As for concerns about the potential for the contamination of drinking water if there is a leak of transformer fluids at the substation, the developer has said the company would build a system to handle any spills as part of the upgrades that would be needed at the substation.
Now let’s weigh the benefits of the wind farm to the larger community. The wind farm, which would consist of an array of turbines spaced at least eight-tenths of a mile apart south of Martha’s Vineyard, has the potential to generate up to 800 megawatts of power. That could bring power to more than 400,000 homes and businesses across the state.
Vineyard Wind is among three companies vying for state contracts to sell offshore wind power to utilities in Massachusetts. The other two projects — Bay State Wind and Revolution Wind — include plans to bring cables onshore in Somerset at the former Brayton Point coal plant. The off-Cape plant has been sold by Dynegy Inc. to Commercial Development Company Inc., which has plans to develop the property with offshore wind energy in mind. All three projects would be located 15 to 25 miles off the coast. The projects are expected to generate hundreds of jobs and boost economic development across the region.

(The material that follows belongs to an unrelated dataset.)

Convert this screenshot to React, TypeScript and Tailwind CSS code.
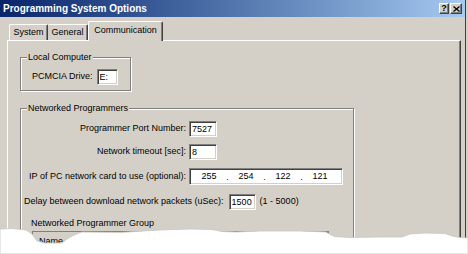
import * as React from 'react';

const sunken =
  'border border-t-[#808080] border-l-[#808080] border-b-white border-r-white bg-white shadow-[inset_1px_1px_0_#404040,inset_-1px_-1px_0_#d4d0c8]';

function GroupBox({
  label,
  className,
  children,
}: {
  label: string;
  className?: string;
  children: React.ReactNode;
}) {
  return (
    <div
      className={
        'relative shrink-0 border border-[#808080] shadow-[inset_1px_1px_0_#ffffff,1px_1px_0_#ffffff] ' +
        (className ?? '')
      }
    >
      <span className="absolute -top-[6px] left-[6px] bg-[#d4d0c8] px-[1px] leading-[11px]">
        {label}
      </span>
      {children}
    </div>
  );
}

function TextBox({ value, className }: { value: string; className?: string }) {
  return (
    <div className={sunken + ' flex shrink-0 items-center pl-[2px] leading-none ' + (className ?? '')}>
      {value}
    </div>
  );
}

function TitleButton({ children, className }: { children: React.ReactNode; className?: string }) {
  return (
    <div
      className={
        'flex h-[11px] items-center justify-center bg-[#d4d0c8] border border-t-white border-l-white border-r-[#404040] border-b-[#404040] shadow-[inset_-1px_-1px_0_#808080] ' +
        (className ?? '')
      }
    >
      {children}
    </div>
  );
}

const ipParts = ['255', '254', '122', '121'];

export default function App() {
  return (
    <div className="relative h-[254px] w-[468px] overflow-hidden bg-[#d4d0c8] font-['Liberation_Sans',Arial,sans-serif] text-[9px] text-black">
      <div className="w-[466px] border-r border-[#404040]">
        {/* Title bar */}
        <div className="flex h-[17px] items-center justify-between bg-gradient-to-r from-[#0a246a] to-[#a6caf0] pl-[3px] pr-[3px]">
          <span className="text-[10px] font-bold leading-none text-white">Programming System Options</span>
          <div className="flex items-center gap-[1px]">
            <TitleButton className="w-[10px]">
              <span className="text-[9px] font-bold leading-none">?</span>
            </TitleButton>
            <TitleButton className="w-[12px]">
              <svg width="7" height="6" viewBox="0 0 7 6">
                <path d="M0.5 0.5 L6.5 5.5 M6.5 0.5 L0.5 5.5" stroke="#000" strokeWidth="1.3" />
              </svg>
            </TitleButton>
          </div>
        </div>

        <div className="pl-[7px] pr-[4px] pt-[5px]">
          {/* Tabs */}
          <div className="flex h-[18px] items-end pl-[2px]">
            <div className="flex h-[16px] w-[39px] items-center justify-center rounded-t-[2px] border-l border-t border-white border-r border-r-[#404040] pt-[1px] shadow-[inset_-1px_0_0_#808080]">
              System
            </div>
            <div className="flex h-[16px] w-[40px] items-center justify-center rounded-t-[2px] border-t border-white border-r border-r-[#404040] pt-[1px] shadow-[inset_-1px_0_0_#808080]">
              General
            </div>
            <div className="relative z-10 -mb-px flex h-[20px] w-[75px] items-center justify-center rounded-t-[2px] border-l border-t border-white border-r border-r-[#404040] bg-[#d4d0c8] pb-[2px] shadow-[inset_-1px_0_0_#808080]">
              Communication
            </div>
          </div>

          {/* Panel */}
          <div className="border-l border-t border-white border-r border-r-[#404040] pb-[20px] pl-[12px] pt-[16px] shadow-[inset_-1px_0_0_#808080]">
            <GroupBox label="Local Computer" className="h-[34px] w-[111px]">
              <div className="flex items-center gap-[4px] pl-[11px] pt-[11px]">
                <span>PCMCIA Drive:</span>
                <TextBox value="E:" className="h-[16px] w-[21px]" />
              </div>
            </GroupBox>

            <GroupBox label="Networked Programmers" className="mt-[17px] w-[334px]">
              <div className="flex flex-col pb-[10px] pt-[12px]">
                <div className="flex items-center gap-[3px]">
                  <span className="w-[165px] text-right">Programmer Port Number:</span>
                  <TextBox value="7527" className="h-[16px] w-[28px]" />
                </div>
                <div className="mt-[7px] flex items-center gap-[3px]">
                  <span className="w-[165px] text-right">Network timeout [sec]:</span>
                  <TextBox value="8" className="h-[16px] w-[28px]" />
                </div>
                <div className="mt-[8px] flex items-center gap-[3px]">
                  <span className="w-[165px] text-right">IP of PC network card to use (optional):</span>
                  <div className={sunken + ' flex h-[17px] w-[154px] items-center pl-[4px] leading-none'}>
                    {ipParts.map((part, i) => (
                      <React.Fragment key={part}>
                        <span className="w-[30px] text-center">{part}</span>
                        {i < ipParts.length - 1 && <span className="w-[7px] pt-[2px] text-center">.</span>}
                      </React.Fragment>
                    ))}
                  </div>
                </div>
                <div className="mt-[9px] flex items-center pl-[3px]">
                  <span>Delay between download network packets (uSec):</span>
                  <TextBox value="1500" className="ml-[5px] h-[16px] w-[27px]" />
                  <span className="ml-[4px]">(1 - 5000)</span>
                </div>
                <div className="mt-[8px] pl-[10px] leading-[11px]">Networked Programmer Group</div>
                <div className="ml-[11px] mt-[2px] flex h-[30px] w-[297px] flex-col border border-[#808080] bg-white">
                  <div className="flex h-[14px] bg-[#d4d0c8]">
                    <div className="flex w-[208px] items-end border-r border-[#404040] pl-[6px] leading-[10px]">Name</div>
                    <div className="flex-1 border-r border-[#404040]" />
                  </div>
                </div>
              </div>
            </GroupBox>
          </div>
        </div>
      </div>

      {/* torn paper edge */}
      <svg
        className="absolute bottom-0 left-0"
        width="468"
        height="30"
        viewBox="0 224 468 30"
      >
        <path
          d="M0 229 L12 228.5 L26 230 L32 234 L37 241 L45 243 L62 243 L67 239 L74 235 L82 232 L120 232.5 L160 230 L190 229 L212 229.5 L222 231.5 L236 232 L260 231 L300 231 L326 232 L334 236.5 L350 237.5 L380 237 L402 237 L410 234 L425 233 L445 233.5 L452 236 L460 237.5 L468 238 L468 254 L0 254 Z"
          fill="#ffffff"
          stroke="#c8c6c2"
          strokeWidth="0.8"
        />
      </svg>
    </div>
  );
}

During the state’s environmental review process, the public and other regulators provide comment on a rough sketch of a project and its effects. Vineyard Wind outlined its case in an environmental notification form, which was submitted in December. The deadline to comment on the environmental notification form is Jan. 30.
The project has already received input from numerous stakeholders over the past half decade, including local, state and federal governments; tribes; environmentalists; and working groups from a number of fisheries.
Keep in mind that all three projects would be built in an area that’s been identified by state and federal regulators as being appropriate for offshore wind.
The sooner construction begins on these offshore wind farms, the sooner we all benefit from clean power.